Over the years, I’ve noticed that most small businesses approach sales and CRMs as an afterthought:

Owner: “Hey, we need a salesperson. Do you know anybody who’s good at sales?”

Friend: “I know this one guy––he’s never met a stranger and he can talk to a fence post.”

Owner: “Oh, he sounds great. Let’s give him a try.”

Later, after much frustration, you figure out that fence posts don’t make good prospects. Who knew?

What’s worse, when you sit down to go through all the sales activity and documentation to figure out where the last salesperson went wrong, you learn that their sales “process” consists of a series of inconsistent emails and sticky notes with phone numbers.

Most people avoid seeing sales as an automated process, yet being good at sales can be the difference between flourishing or going out of business.

Even if you are good at sales, odds are likely then that you don’t like structure and following systems—so it only makes sense that you would avoid researching, implementing, and utilizing a CRM.

In Peter Thiel’s book Zero to One he discusses the concept of complementarity. This is when humans take advantage of how technology can be better at sales:

Men and machines are good at fundamentally different things. People have intentionality—we reform plans and make decisions in complicated situations. We are less good at making sense of enormous amounts of data. Computers are exactly the opposite: they excel at efficient data processing, but they struggle to make basic judgments that would be simple for any human.

His argument is that taking advantage of the complementarity between computers and humans is a path to building a great business.

That’s what a CRM can provide you with in the form of a sales process:

You’ll become a cyborg entrepreneur––half-man, half-machine––scouring the business landscape for new customers with your advanced navigation system. Or, you know, you’ll have a well-defined sales process. Same thing, basically.

Imagine the System

Imagine with me for a moment…

You have several salespeople. Those salespeople are a significant investment. Think about the cost of their salary, equipment, vehicles, and expenses. You have to make sure you get a return on your investment in them.
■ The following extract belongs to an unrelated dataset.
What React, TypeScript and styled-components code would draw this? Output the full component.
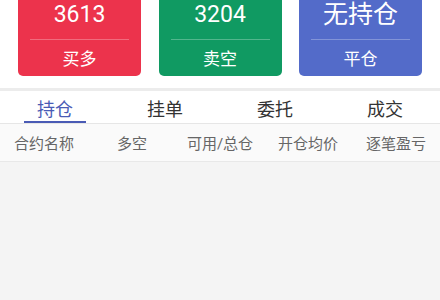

Let’s also assume you’ve been strategic enough to create a structured marketing process and have the correct expectations that your marketing investment should be supporting the sales team.

That means by the time prospective customers want to talk to someone in your organization, they’ve done their research. They know as much about your product or service as your salespeople (if not more). They’ve read reviews and are fairly set on their decision.

How nice would it be if they were able to click a button and automatically schedule a convenient time to speak to someone in your organization? Not to ask for more information––they already have that from your marketing materials––but to intentionally become a customer?

How nice would it be if your salespeople could walk in every morning to see email notifications listing their pre-scheduled appointments, then click on each one to read the background of these upcoming conversations?

Before each meeting, they can study the prospect’s history of time spent on the website and understand what information was important to them.

In the meantime, the prospects receive confirmation and acknowledgment of the upcoming meeting, with a link to other material they might want to see beforehand.

Sounds pretty nice, doesn’t it?

At this point, we have two people looking forward to a more fruitful conversation. Because they each have helpful information at their fingertips, they are both set up to be more successful. And this is just in the pre-conversation phase.

How nice would it be to have a similar experience on the follow up conversation?

Here’s what we covered, what we decided, and what to expect, and here’s an introduction to the appropriate people handling the next stage of the experience.

How would that feel for both sides of the interaction?

This is a totally realistic expectation of an excellent user experience that can be delivered by taking advantage of sales automation through the use of a CRM. (HubSpot offers a very high-quality free CRM.)

Companies that fail to automate in this way will lose to the companies that nurture their leads and set proper expectations––not only throughout the sales process, but also throughout the client’s entire experience with your company.

Create the Right Experience with Sales Automation

Finally it struck me. I realized why we lost that client.

It’s because we set them up with good marketing and messaging, but we didn’t give them the right sales process to capitalize on it. We got them to the point where they had contact records from potential clients, but we didn’t teach them what to do with those contact records.

They felt like they weren’t getting the results they wanted, even though they were (by their own definitions). 

The point is, it’s not enough to check the boxes of your processes and send automatic emails here and there. Whether you’re working with an existing customer or trying to sell a new prospect, you’re creating an experience. And if that experience feels off––even if it isn’t––people will run away.